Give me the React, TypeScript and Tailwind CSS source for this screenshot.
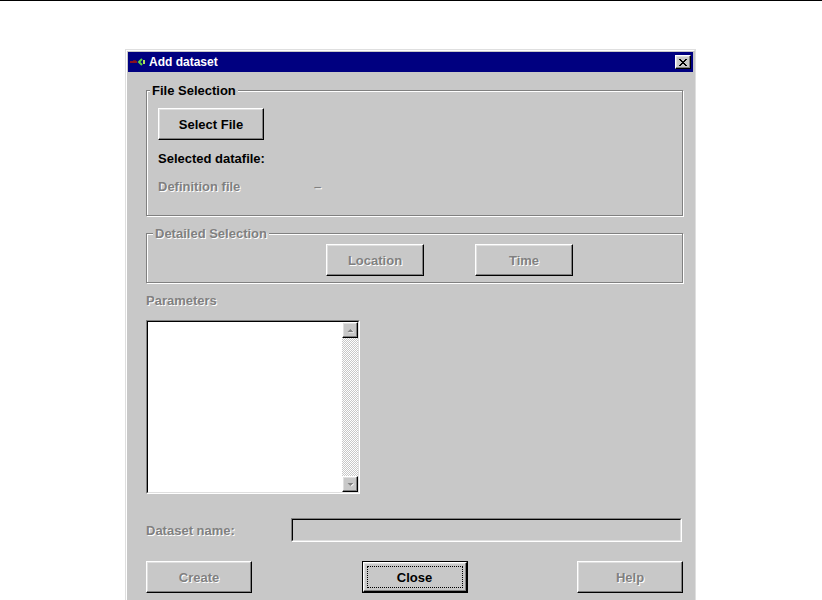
import React from "react";

const dis = "text-[#808080] [text-shadow:1px_1px_0_#ffffff]";
const raised =
  "border border-t-white border-l-white border-r-black border-b-black shadow-[inset_-1px_-1px_0_#808080,inset_1px_1px_0_#dfdfdf]";

function Btn({
  children,
  disabled,
  className,
}: {
  children: React.ReactNode;
  disabled?: boolean;
  className: string;
}) {
  return (
    <div
      className={`flex items-center justify-center bg-[#c8c8c8] text-[13px] font-bold leading-[15px] ${raised} ${
        disabled ? dis : "text-black"
      } ${className}`}
    >
      {children}
    </div>
  );
}

function GroupBox({
  label,
  labelClass,
  className,
  children,
}: {
  label: string;
  labelClass: string;
  className: string;
  children: React.ReactNode;
}) {
  return (
    <div
      className={`relative border border-[#808080] shadow-[inset_1px_1px_0_#ffffff,1px_1px_0_#ffffff] ${className}`}
    >
      <span
        className={`absolute -top-[8px] px-[2px] bg-[#c8c8c8] text-[13px] font-bold leading-[15px] ${labelClass}`}
      >
        {label}
      </span>
      {children}
    </div>
  );
}

function ArrowBtn({ up }: { up?: boolean }) {
  return (
    <div className={`w-[16px] h-[16px] flex items-center justify-center bg-[#c8c8c8] ${raised}`}>
      <svg width="7" height="5" viewBox="0 0 7 5">
        {up ? (
          <>
            <path d="M1.5 4.5 L4.5 1.5 L7.5 4.5 Z" fill="#ffffff" />
            <path d="M0.5 4 L3.5 1 L6.5 4 Z" fill="#808080" />
          </>
        ) : (
          <>
            <path d="M1.5 1.5 L4.5 4.5 L7.5 1.5 Z" fill="#ffffff" />
            <path d="M0.5 1 L3.5 4 L6.5 1 Z" fill="#808080" />
          </>
        )}
      </svg>
    </div>
  );
}

export default function App() {
  return (
    <div className="h-[600px] overflow-hidden bg-white border-t border-black font-['Liberation_Sans',Arial,sans-serif]">
      <div className="ml-[125px] mt-[48px] w-[571px] border border-[#dfdfdf]">
        <div className="border border-t-white border-l-white border-r-[#c8c8c8] border-b-[#c8c8c8] bg-[#c8c8c8] p-[1px]">
          {/* Title bar */}
          <div className="h-[20px] bg-[#000080] flex items-center pl-[2px] pr-[2px]">
            <svg width="18" height="12" viewBox="0 0 18 12" className="shrink-0">
              <rect x="0" y="5" width="7" height="2" fill="#8a1020" />
              <rect x="3" y="4" width="3" height="1" fill="#5a1030" />
              <path d="M12 3 L9 6 L12 9" stroke="#5fd040" strokeWidth="2" fill="none" />
              <rect x="13" y="4" width="2" height="4" fill="#b0e060" />
            </svg>
            <span className="ml-[1px] text-white text-[12px] font-bold leading-[14px]">Add dataset</span>
            <div className="flex-1" />
            <div className={`w-[16px] h-[14px] flex items-center justify-center bg-[#c8c8c8] ${raised}`}>
              <svg width="8" height="7" viewBox="0 0 8 7">
                <path d="M0 0h2v1h-2zM6 0h2v1h-2zM1 1h2v1h-2zM5 1h2v1h-2zM2 2h4v1h-4zM3 3h2v1h-2zM2 4h4v1h-4zM1 5h2v1h-2zM5 5h2v1h-2zM0 6h2v1h-2zM6 6h2v1h-2z" fill="#000" />
              </svg>
            </div>
          </div>

          {/* Content */}
          <div className="pl-[18px] pr-[10px] pb-[20px] flex flex-col">
            <GroupBox label="File Selection" labelClass="left-[3px] text-black" className="mt-[18px] h-[126px]">
              <div className="pl-[11px] pt-[17px] flex flex-col">
                <Btn className="w-[106px] h-[32px]">Select File</Btn>
                <div className="mt-[11px] text-[13px] font-bold leading-[15px] text-black">Selected datafile:</div>
                <div className="mt-[13px] flex text-[13px] font-bold leading-[15px]">
                  <span className={`w-[156px] ${dis}`}>Definition file</span>
                  <span className={dis}>–</span>
                </div>
              </div>
            </GroupBox>

            <GroupBox label="Detailed Selection" labelClass={`left-[6px] ${dis}`} className="mt-[17px] h-[50px]">
              <div className="pt-[10px] pl-[179px] flex gap-[51px]">
                <Btn disabled className="w-[98px] h-[32px]">Location</Btn>
                <Btn disabled className="w-[98px] h-[32px]">Time</Btn>
              </div>
            </GroupBox>

            <div className={`mt-[10px] text-[13px] font-bold leading-[15px] ${dis}`}>Parameters</div>

            {/* Listbox */}
            <div className="mt-[12px] w-[214px] h-[174px] border border-t-[#808080] border-l-[#808080] border-r-white border-b-white">
              <div className="w-full h-full border border-t-black border-l-black border-r-[#dfdfdf] border-b-[#dfdfdf] flex">
                <div className="flex-1 bg-white" />
                <div className="w-[16px] flex flex-col">
                  <ArrowBtn up />
                  <div className="flex-1 [background-image:repeating-conic-gradient(#c8c8c8_0%_25%,#ffffff_0%_50%)] [background-size:2px_2px]" />
                  <ArrowBtn />
                </div>
              </div>
            </div>

            {/* Dataset name */}
            <div className="mt-[24px] flex items-center">
              <span className={`w-[145px] text-[13px] font-bold leading-[15px] ${dis}`}>Dataset name:</span>
              <div className="flex-1 mr-[1px] h-[24px] border border-t-[#808080] border-l-[#808080] border-r-white border-b-white">
                <div className="w-full h-full border border-t-black border-l-black border-r-[#dfdfdf] border-b-[#dfdfdf] bg-[#c8c8c8]" />
              </div>
            </div>

            {/* Buttons */}
            <div className="mt-[19px] flex justify-between">
              <Btn disabled className="w-[106px] h-[32px]">Create</Btn>
              <div className="w-[106px] h-[32px] border border-black">
                <div className={`relative w-full h-full flex items-center justify-center bg-[#c8c8c8] text-[13px] font-bold leading-[15px] text-black ${raised}`}>
                  <span className="absolute inset-[3px] border border-dotted border-black" />
                  <span className="relative">Close</span>
                </div>
              </div>
              <Btn disabled className="w-[106px] h-[32px]">Help</Btn>
            </div>
          </div>
        </div>
      </div>
    </div>
  );
}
....
_AIM_
Pick out every line above that contains the word "React" and copy it.

_TASK SOLUTION_
Give me the React, TypeScript and Tailwind CSS source for this screenshot.
import React from "react";
  children: React.ReactNode;
  children: React.ReactNode;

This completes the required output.